Visible signs of vitamin E deficiency on the body

Many people are unaware that their hair and skin conditions are caused by a vitamin E deficiency.

Vitamin E deficiencies can not only cause a reduction in the body’s defences and internal, organ-related symptoms, but can also lead to unpleasant physical problems which in some cases can be easily detected on the outward appearance of the body. It is important to attention to changes in the texture or appearance of the skin, hair and nail, as low levels of certain components may be behind the symptoms.

Vitamin E deficiency, among other causes, may cause visible symptoms: here are some of the signs to look out for.

Symptoms of vitamin E deficiency

Vitamin E is a fat-soluble vitamin with antioxidant activity. It protects against oxidative stress, neutralises harmful free radicals, supports the immune system, has anti-inflammatory properties, reduces the risk of atherosclerosis, helps maintain a healthy nervous system, normal brain function and vision and slows down the ageing process. It plays an important role in maintaining the beauty of the hair, skin and nails, so its deficiency in these areas can be noticed relatively quickly.

If you are experiencing the following symptoms, low levels of vitamin E may be behind your problems.

  • hair loss
  • dry, brittle hair
  • dry, dull or flaky skin
  • slow wound healing

In addition to these signs, muscle weakness, problems with the eyesight or blurred vision, numbness, coordination or fertility problems and memory problems may also be the sign of vitamin E deficiency.

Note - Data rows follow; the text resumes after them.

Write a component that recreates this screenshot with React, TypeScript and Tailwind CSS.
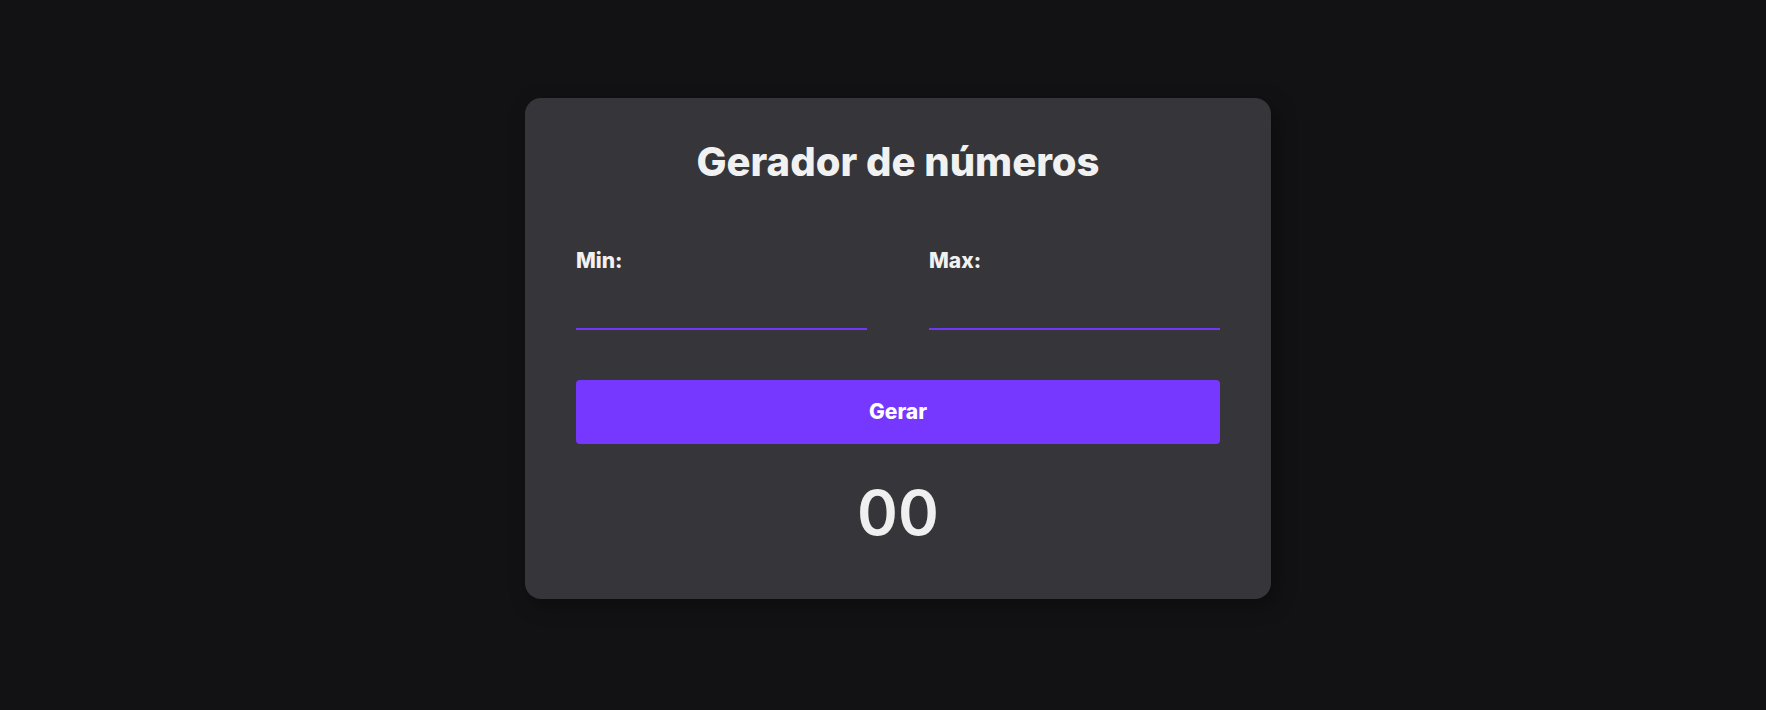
import React, { useState } from "react";

const App = () => {
  const [min, setMin] = useState("");
  const [max, setMax] = useState("");
  const [result, setResult] = useState("00");

  const gerar = () => {
    const a = Number(min);
    const b = Number(max);
    if (Number.isNaN(a) || Number.isNaN(b) || b < a) return;
    const n = Math.floor(Math.random() * (b - a + 1)) + a;
    setResult(String(n).padStart(2, "0"));
  };

  return (
    <main className="min-h-screen w-full bg-[#121214] pt-[98px] pl-[30px] flex justify-center font-['Inter',sans-serif]">
      <section className="w-[746px] h-[501px] rounded-2xl bg-[#363539] px-[51px] pt-[40px] shadow-[5px_6px_20px_rgba(0,0,0,0.35)]">
        <h1 className="text-center text-[40px] leading-[48px] font-extrabold text-[#f1f1f1]">
          Gerador de números
        </h1>

        <div className="mt-[61px] grid grid-cols-2 gap-[62px]">
          <label className="flex flex-col">
            <span className="text-[21px] leading-[28px] font-extrabold text-[#f1f1f1]">Min:</span>
            <input
              type="number"
              value={min}
              onChange={(e) => setMin(e.target.value)}
              className="mt-[15px] h-[40px] bg-transparent border-b-2 border-[#7037f5] text-[#f1f1f1] text-lg outline-none"
            />
          </label>
          <label className="flex flex-col">
            <span className="text-[21px] leading-[28px] font-extrabold text-[#f1f1f1]">Max:</span>
            <input
              type="number"
              value={max}
              onChange={(e) => setMax(e.target.value)}
              className="mt-[15px] h-[40px] bg-transparent border-b-2 border-[#7037f5] text-[#f1f1f1] text-lg outline-none"
            />
          </label>
        </div>

        <button
          onClick={gerar}
          className="mt-[50px] w-full h-[64px] rounded-[4px] bg-[#7638fe] text-white text-[21px] font-extrabold"
        >
          Gerar
        </button>

        <p className="mt-[29px] text-center text-[62px] leading-[80px] font-semibold text-[#efefef]">
          {result}
        </p>
      </section>
    </main>
  );
};

export default App;
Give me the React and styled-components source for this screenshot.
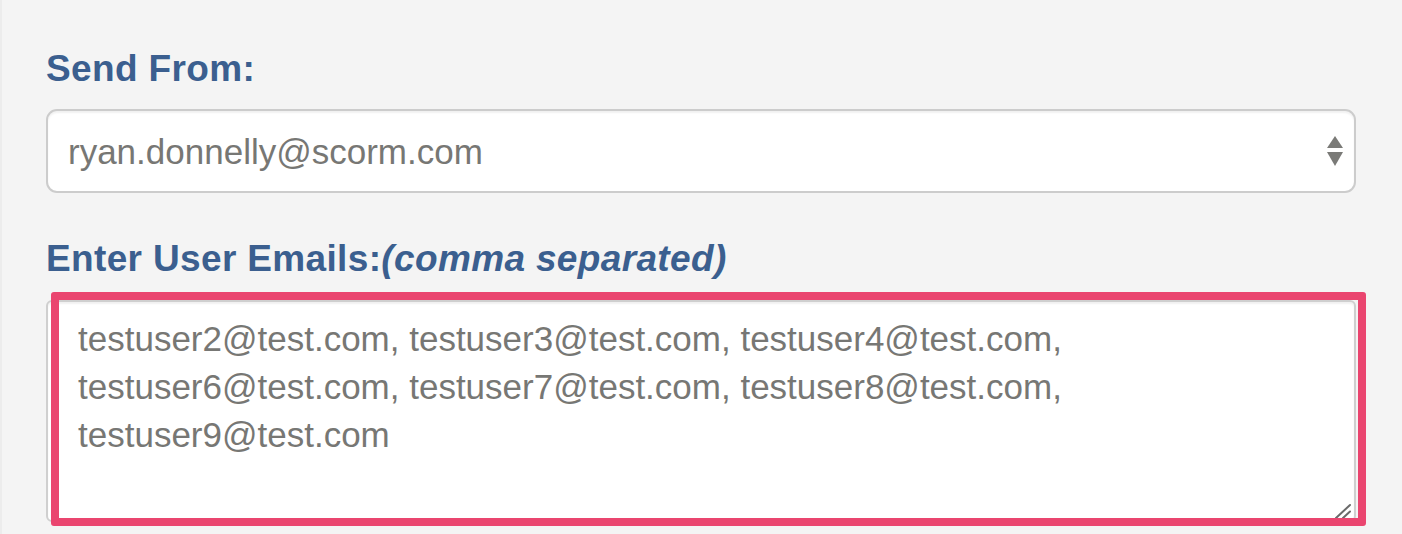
import React, { useState } from 'react';
import styled, { createGlobalStyle } from 'styled-components';

const GlobalStyle = createGlobalStyle`
	html, body {
		margin: 0;
		padding: 0;
		background: #f4f4f4;
	}
	body {
		font-family: 'Liberation Sans', Arial, Helvetica, sans-serif;
	}
`;

const Page = styled.div`
	width: 1402px;
	height: 534px;
	box-sizing: border-box;
	overflow: hidden;
	background: #f4f4f4;
	border-left: 2px solid #ececec;
	padding: 47px 46px 0 44px;
	display: flex;
	flex-direction: column;
`;

const Field = styled.div`
	display: flex;
	flex-direction: column;
	margin-bottom: ${(props) => props.gap || 0}px;
`;

const Label = styled.label`
	display: block;
	font-size: 37px;
	line-height: 44px;
	font-weight: 700;
	letter-spacing: 0.35px;
	color: #3b5f8f;
	margin-bottom: ${(props) => props.gap || 18}px;
`;

const Hint = styled.em`
	font-style: italic;
	font-weight: 700;
`;

const SelectWrap = styled.div`
	position: relative;
	width: 100%;
`;

const Select = styled.select`
	appearance: none;
	-webkit-appearance: none;
	width: 100%;
	height: 84px;
	box-sizing: border-box;
	border: 2px solid #cccccc;
	border-radius: 11px;
	background: #ffffff;
	box-shadow: inset 0 2px 2px rgba(0, 0, 0, 0.06);
	padding: 0 60px 0 20px;
	font-family: inherit;
	font-size: 35px;
	color: #777774;
	outline: none;
`;

const Arrows = styled.svg`
	position: absolute;
	right: 12px;
	top: 27px;
	pointer-events: none;
`;

const AreaWrap = styled.div`
	position: relative;
	width: 100%;
`;

const TextArea = styled.textarea`
	display: block;
	width: 100%;
	height: 222px;
	box-sizing: border-box;
	border: 2px solid #cfcfcf;
	border-radius: 6px;
	background: #ffffff;
	box-shadow: inset 0 2px 2px rgba(0, 0, 0, 0.06);
	padding: 13px 20px 0 30px;
	font-family: inherit;
	font-size: 35px;
	line-height: 48px;
	color: #777774;
	outline: none;
	resize: none;
`;

const Grip = styled.svg`
	position: absolute;
	right: 4px;
	bottom: 3px;
	pointer-events: none;
`;

const Highlight = styled.div`
	position: absolute;
	top: -8px;
	left: 5px;
	width: 1315px;
	height: 234px;
	box-sizing: border-box;
	border: 8px solid #ea456f;
	border-radius: 3px;
	pointer-events: none;
`;

const emails =
	'testuser2@test.com, testuser3@test.com, testuser4@test.com, testuser6@test.com, testuser7@test.com, testuser8@test.com, testuser9@test.com';

const App = () => {
	const [from, setFrom] = useState('ryan.donnelly@scorm.com');
	const [list, setList] = useState(emails);

	return (
		<>
			<GlobalStyle />
			<Page>
				<Field gap={44}>
					<Label htmlFor="send-from">Send From:</Label>
					<SelectWrap>
						<Select
							id="send-from"
							value={from}
							onChange={(e) => setFrom(e.target.value)}
						>
							<option>ryan.donnelly@scorm.com</option>
						</Select>
						<Arrows width="18" height="32" viewBox="0 0 18 32">
							<path d="M9 0 L17 12 L1 12 Z" fill="#7a7a77" />
							<path d="M1 16 L17 16 L9 30 Z" fill="#7a7a77" />
						</Arrows>
					</SelectWrap>
				</Field>
				<Field>
					<Label htmlFor="user-emails" gap={19}>
						Enter User Emails:<Hint>(comma separated)</Hint>
					</Label>
					<AreaWrap>
						<TextArea
							id="user-emails"
							value={list}
							onChange={(e) => setList(e.target.value)}
						/>
						<Grip width="18" height="16" viewBox="0 0 18 16">
							<path
								d="M2 15 L16 2 M9 15 L16 8.5"
								stroke="#6a6a6a"
								strokeWidth="2"
								strokeLinecap="round"
							/>
						</Grip>
						<Highlight />
					</AreaWrap>
				</Field>
			</Page>
		</>
	);
};

export default App;
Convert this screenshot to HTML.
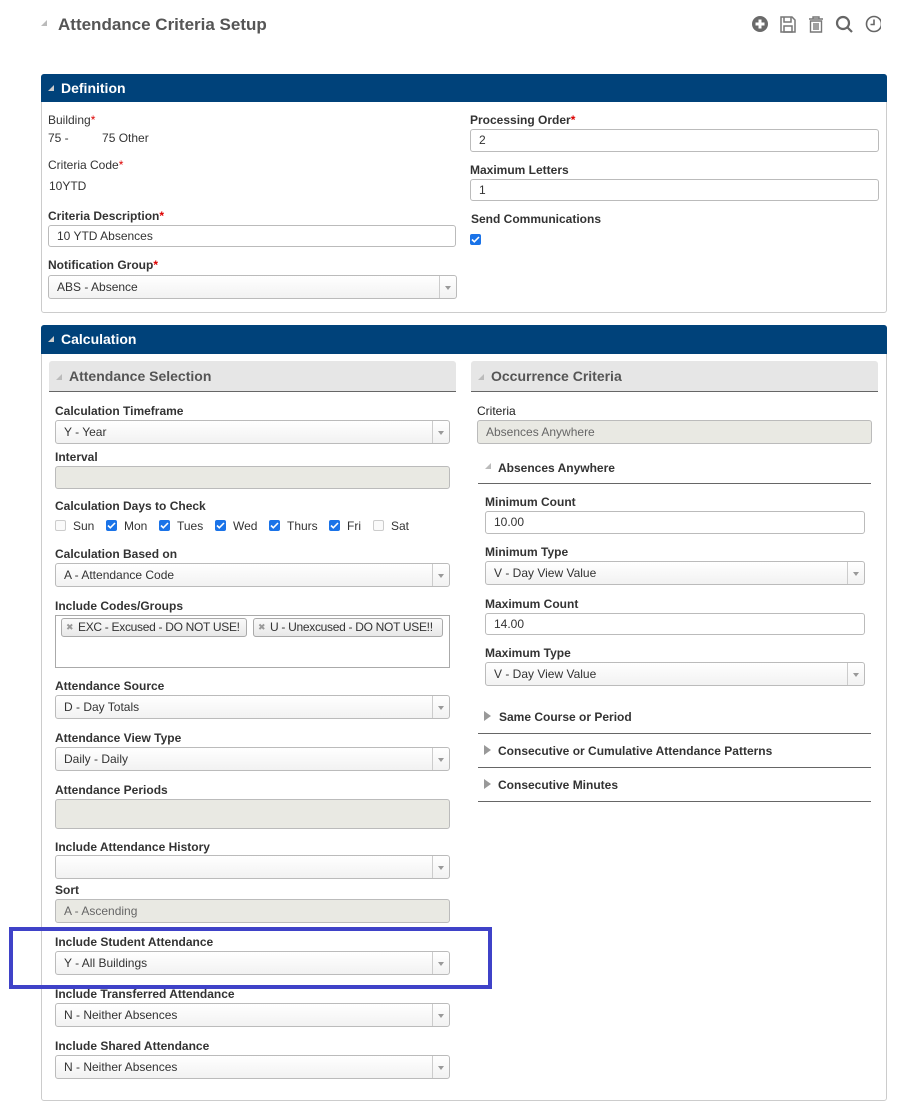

What foods contain vitamin E and what is the recommended daily intake?

Vitamin E deficiency is relatively rare in a balanced, varied diet, but may occur as a result of, among other things, malabsorption or diseases affecting the stomach and the intestinal tract.

High levels of vitamin E are found in oily seeds, green leafy vegetables, vegetable oils, kiwi, asparagus, avocados and salmon, to name just a few. The recommended daily intake varies depending on age, gender or health, but for the average adult woman, around 12-15 mg is ideal. If suspicion arises, it is recommended to have vitamin E deficiency confirmed with a blood test, as other vitamin deficiencies may cause similar symptoms.

Vitamin E is also widely used externally in beauty care as an ingredient in creams and serums, as it is highly nourishing, moisturising and regenerating for the skin and hair, it helps prevent wrinkles and improves the firmness of the skin.